Short exercise: Each line of the listing that contains the word "styles" is to be copied.

▼

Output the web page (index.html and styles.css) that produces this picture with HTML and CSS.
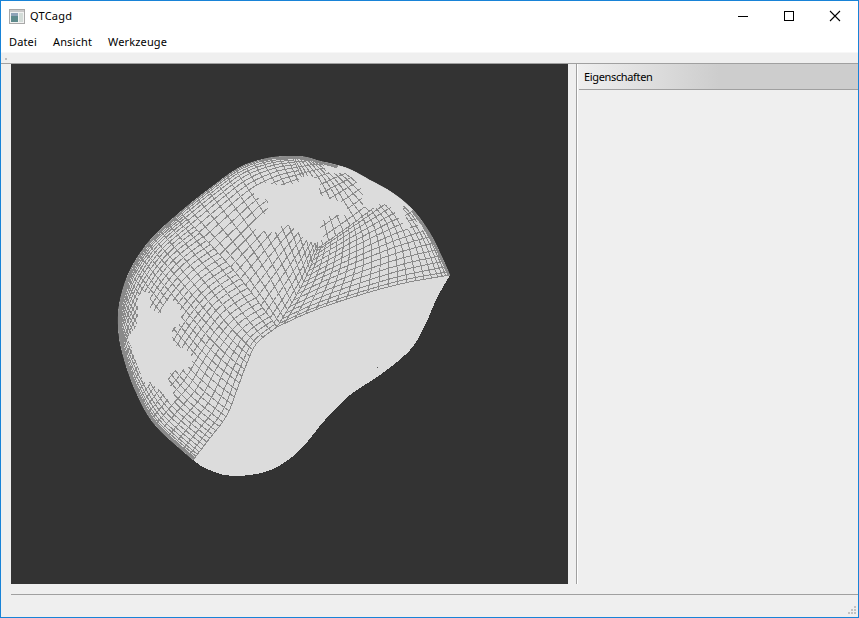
FILE: index.html
```html
<!DOCTYPE html>
<html lang="de">
<head>
    <meta charset="UTF-8">
    <title>QTCagd</title>
    <link rel="stylesheet" href="styles.css">
</head>
<body>
    <div class="window">
        <div class="titlebar">
            <svg class="appicon" width="16" height="15" viewBox="0 0 16 15">
                <rect x="0.5" y="0.5" width="15" height="14" fill="#f2f2f2" stroke="#a8a8a8"/>
                <rect x="1" y="1" width="14" height="2" fill="#c9c9c9"/>
                <rect x="2" y="4" width="7" height="9" fill="#5d8a8c"/>
                <rect x="2" y="4" width="7" height="3" fill="#8fa3b8"/>
                <rect x="10" y="4" width="4" height="9" fill="#d3dcd8"/>
            </svg>
            <span class="apptitle">QTCagd</span>
            <div class="controls">
                <svg class="control" width="46" height="30" viewBox="0 0 46 30">
                    <path d="M18 15.5h10" stroke="#000" fill="none"/>
                </svg>
                <svg class="control" width="46" height="30" viewBox="0 0 46 30">
                    <rect x="18.5" y="10.5" width="9" height="9" stroke="#000" fill="none"/>
                </svg>
                <svg class="control" width="46" height="30" viewBox="0 0 46 30">
                    <path d="M18 10l10 10M28 10l-10 10" stroke="#000" stroke-width="1.1" fill="none"/>
                </svg>
            </div>
        </div>
        <div class="menubar">
            <span>Datei</span>
            <span>Ansicht</span>
            <span>Werkzeuge</span>
        </div>
        <div class="toolbar">
            <svg width="4" height="3" viewBox="0 0 4 3"><rect width="2" height="2" fill="#bdbdbd"/></svg>
        </div>
        <div class="main">
            <div class="viewport">
                <svg id="model" width="557" height="520" viewBox="11 64 557 520"></svg>
            </div>
            <div class="dock">
                <div class="dockheader">Eigenschaften</div>
            </div>
        </div>
        <div class="statusbar">
            <svg class="grip" width="10" height="10" viewBox="0 0 10 10">
                <path d="M6 0h2v2h-2zM3 3h2v2h-2zM6 3h2v2h-2zM0 6h2v2h-2zM3 6h2v2h-2zM6 6h2v2h-2z" fill="#c2c2c2"/>
            </svg>
        </div>
    </div>
    <script src="mesh.js"></script>
</body>
</html>
```
FILE: styles.css
```css
* {
    box-sizing: border-box;
}
html, body {
    margin: 0;
    height: 100%;
    overflow: hidden;
}
body {
    font-family: "Noto Sans", "Open Sans", sans-serif;
    font-size: 11px;
    color: #000;
}
.window {
    width: 859px;
    height: 618px;
    display: flex;
    flex-direction: column;
    border: 1px solid #1883d7;
    background-color: #efefef;
}
.titlebar {
    height: 30px;
    display: flex;
    align-items: center;
    padding-left: 8px;
    background-color: #fff;
}
.appicon {
    margin-right: 5px;
}
.apptitle {
    letter-spacing: 0.25px;
    padding-bottom: 2px;
}
.controls {
    display: flex;
    margin-left: auto;
}
.control {
    display: block;
}
.menubar {
    height: 21px;
    display: flex;
    align-items: center;
    gap: 16px;
    padding-left: 8px;
    padding-bottom: 1px;
    background-color: #fff;
    letter-spacing: 0.15px;
}
.toolbar {
    height: 12px;
    padding: 5px 0 0 4px;
    border-top: 1px solid #f7f7f7;
    border-bottom: 1px solid #a0a0a0;
    background-color: #efefef;
}
.toolbar svg {
    display: block;
}
.main {
    height: 520px;
    display: flex;
    padding-left: 10px;
}
.viewport {
    width: 557px;
    background-color: #333;
}
.viewport svg {
    display: block;
}
.dock {
    flex: 1;
    margin-left: 8px;
    border-left: 1px solid #a0a0a0;
    padding-left: 2px;
    box-shadow: inset 1px 0 0 #fff;
}
.dockheader {
    height: 26px;
    padding: 5px 0 0 5px;
    border-bottom: 1px solid #a0a0a0;
    background: linear-gradient(to right, #efefef 0%, #cdcdcd 50%, #cdcdcd 100%);
    letter-spacing: -0.35px;
}
.statusbar {
    flex: 1;
    margin: 10px 0 0 10px;
    display: flex;
    justify-content: flex-end;
    align-items: flex-end;
    padding: 0 0 1px 0;
    border-top: 1px solid #a0a0a0;
}
.grip {
    display: block;
}
```
FILE: mesh.js
```js
// draws the graded quad mesh of the surface into #model
var NS = 'http://www.w3.org/2000/svg';
var svg = document.getElementById('model');

var LIGHT = '#dcdcdc';
var WIRE = '#8a8a8a';

var C = [277, 327], TIP = [450, 275], A = [320, 161], B = [318, 248], R = [393, 193], T = [292, 156];
var D = [180, 212], H = [118, 325], I = [193, 460];

var rimRight = [TIP, [442, 257], [430, 233], [413, 210], R];
var rimUpper = [R, [370, 180], [347, 168], A];
var rimTop = [D, [210, 188], [240, 167], [268, 158], T];
var rimTip = [T, [306, 157], A];
var rimLeft = [D, [150, 240], [130, 270], [120, 300], H];
var rimLow = [I, [155, 425], [135, 390], [122, 352], H];
var rimBottom = [I, [205, 468], [225, 475], [250, 475], [275, 468], [300, 450], [325, 420], [350, 395],
    [380, 375], [410, 350], [425, 325], [437, 298], TIP];

var edgeCT = [C, [310, 312], [350, 298], [400, 284], TIP];
var edgeCI = [C, [257, 343], [247, 363], [238, 387], [227, 415], [210, 438], I];

var seamB = [C, [302, 285], B];
var seamD = [C, [235, 272], D];
var seamBR = [B, [355, 222], R];
var seamBT = [B, [310, 200], T];

var patches = [
    { b: edgeCT, r: rimRight, t: seamBR, l: seamB, nu: 22, nv: 15, pu: 1.7, pv: 1.0 },
    { b: seamBR, r: rimUpper, t: rimTip, l: seamBT, nu: 14, nv: 12, pu: 1.3, pv: 1.3 },
    { b: seamB, r: seamBT, t: rimTop, l: seamD, nu: 13, nv: 24, pu: 1.0, pv: 1.45 },
    { b: edgeCI, r: rimLow, t: rimLeft, l: seamD, nu: 30, nv: 34, pu: 1.8, pv: 1.5 }
];

var topHole = [[255, 187], [265, 183], [277, 185], [297, 183], [300, 178], [310, 176], [320, 183], [318, 192],
    [327, 198], [340, 202], [350, 213], [337, 215], [327, 217], [320, 225], [323, 237], [315, 243], [303, 238],
    [295, 228], [282, 225], [275, 232], [260, 230], [252, 228], [255, 220], [267, 212], [267, 200], [255, 197]];

var leftHole = [[138, 297], [147, 292], [150, 297], [150, 307], [160, 313], [165, 303], [172, 300], [180, 308],
    [180, 323], [172, 330], [175, 345], [187, 350], [192, 363], [182, 370], [173, 370], [168, 378], [173, 393],
    [173, 403], [160, 390], [150, 382], [147, 387], [138, 367], [132, 348], [128, 338], [135, 328], [138, 317]];

// light band under the upper right rim, with the thin wedge of wires left in it
var rightLight = [[327, 172], [347, 173], [357, 183], [363, 192], [362, 200], [365, 207], [378, 208], [380, 204],
    [390, 207], [400, 220], [410, 230], [403, 209], [404, 206], [410, 212], [415, 218], [421, 230], [424, 222],
    [412, 203], [380, 175], [345, 158], [325, 158]];

function el(name, attrs, parent) {
    var e = document.createElementNS(NS, name);
    for (var k in attrs) e.setAttribute(k, attrs[k]);
    (parent || svg).appendChild(e);
    return e;
}

// catmull-rom through an open list of points
function curve(pts, t) {
    var n = pts.length - 1;
    var s = Math.min(t * n, n - 1e-6);
    var i = Math.floor(s), f = s - i;
    var p0 = pts[Math.max(i - 1, 0)], p1 = pts[i], p2 = pts[i + 1], p3 = pts[Math.min(i + 2, n)];
    return [0, 1].map(function (k) {
        return 0.5 * (2 * p1[k] + (p2[k] - p0[k]) * f +
            (2 * p0[k] - 5 * p1[k] + 4 * p2[k] - p3[k]) * f * f +
            (3 * p1[k] - p0[k] - 3 * p2[k] + p3[k]) * f * f * f);
    });
}

function coons(p, u, v) {
    var b = curve(p.b, u), t = curve(p.t, u), l = curve(p.l, v), r = curve(p.r, v);
    var c00 = p.b[0], c10 = p.b[p.b.length - 1], c01 = p.t[0], c11 = p.t[p.t.length - 1];
    return [0, 1].map(function (k) {
        return (1 - v) * b[k] + v * t[k] + (1 - u) * l[k] + u * r[k] -
            ((1 - u) * (1 - v) * c00[k] + u * (1 - v) * c10[k] + (1 - u) * v * c01[k] + u * v * c11[k]);
    });
}

function grade(t, p) {
    return 1 - Math.pow(1 - t, p);
}

function fmt(q) {
    return q[0].toFixed(1) + ' ' + q[1].toFixed(1);
}

// several open curves joined end to end, so the corners stay sharp
function sharpPath(segments) {
    var d = '';
    segments.forEach(function (seg, s) {
        var steps = seg.length * 8;
        for (var i = 0; i <= steps; i++) {
            d += (i || s ? 'L' : 'M') + fmt(curve(seg, i / steps));
        }
    });
    return d + 'Z';
}

function roundPath(pts) {
    var n = pts.length;
    var d = '';
    for (var i = 0; i < n; i++) {
        var seg = [pts[(i + n - 1) % n], pts[i], pts[(i + 1) % n], pts[(i + 2) % n]];
        for (var j = 0; j < 6; j++) {
            d += (i || j ? 'L' : 'M') + fmt(curve(seg, (1 + j / 6) / 3));
        }
    }
    return d + 'Z';
}

function line(fn) {
    var d = '';
    for (var j = 0; j <= 40; j++) {
        d += (j ? 'L' : 'M') + fmt(fn(j / 40));
    }
    return d;
}

function meshPath(p) {
    var d = '';
    var i;
    for (i = 0; i <= p.nu; i++) {
        var u = grade(i / p.nu, p.pu);
        d += line(function (s) { return coons(p, u, s); });
    }
    for (i = 0; i <= p.nv; i++) {
        var v = grade(i / p.nv, p.pv);
        d += line(function (s) { return coons(p, s, v); });
    }
    return d;
}

function rev(list) {
    return list.slice().reverse();
}

// whole rim from the tip round to the lower corner, as one smooth curve
var rim = rimRight.concat(rimUpper.slice(1), rev(rimTip).slice(1), rev(rimTop).slice(1),
    rimLeft.slice(1), rev(rimLow).slice(1));

var outlineD = sharpPath([rimBottom, rim]);
var bigD = sharpPath([rimBottom, rev(edgeCT), edgeCI]);

var defs = el('defs', {});
var clip = el('clipPath', { id: 'shape' }, defs);
el('path', { d: outlineD }, clip);

el('path', { d: outlineD, fill: LIGHT, 'shape-rendering': 'crispEdges' });

var group = el('g', { 'clip-path': 'url(#shape)', 'shape-rendering': 'crispEdges' });
patches.forEach(function (p) {
    el('path', { d: meshPath(p), fill: 'none', stroke: WIRE, 'stroke-width': 1 }, group);
});

[topHole, leftHole, rightLight].forEach(function (pts) {
    el('path', { d: roundPath(pts), fill: LIGHT }, group);
});
el('path', { d: bigD, fill: LIGHT }, group);

// the two edges of the plain face, then the dense rim where the wires run together
[
    { pts: edgeCT, w: 1 },
    { pts: edgeCI, w: 1 },
    { pts: [[262, 157], [282, 155], [308, 157], [338, 165]], w: 7 },
    { pts: [[413, 210], [430, 233], [442, 257], [450, 275]], w: 5 },
    { pts: [[126, 283], [119, 305], [118, 325], [120, 345]], w: 6 },
    { pts: [[122, 352], [135, 390], [155, 425], [193, 460]], w: 6 }
].forEach(function (b) {
    var d = line(function (s) { return curve(b.pts, s); });
    el('path', { d: d, fill: 'none', stroke: WIRE, 'stroke-width': b.w }, group);
});

el('rect', { x: 377, y: 367, width: 1, height: 1, fill: '#555' });
```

▲

Answer to this problem:
Output the web page (index.html and styles.css) that produces this picture with HTML and CSS.
    <link rel="stylesheet" href="styles.css">
FILE: styles.css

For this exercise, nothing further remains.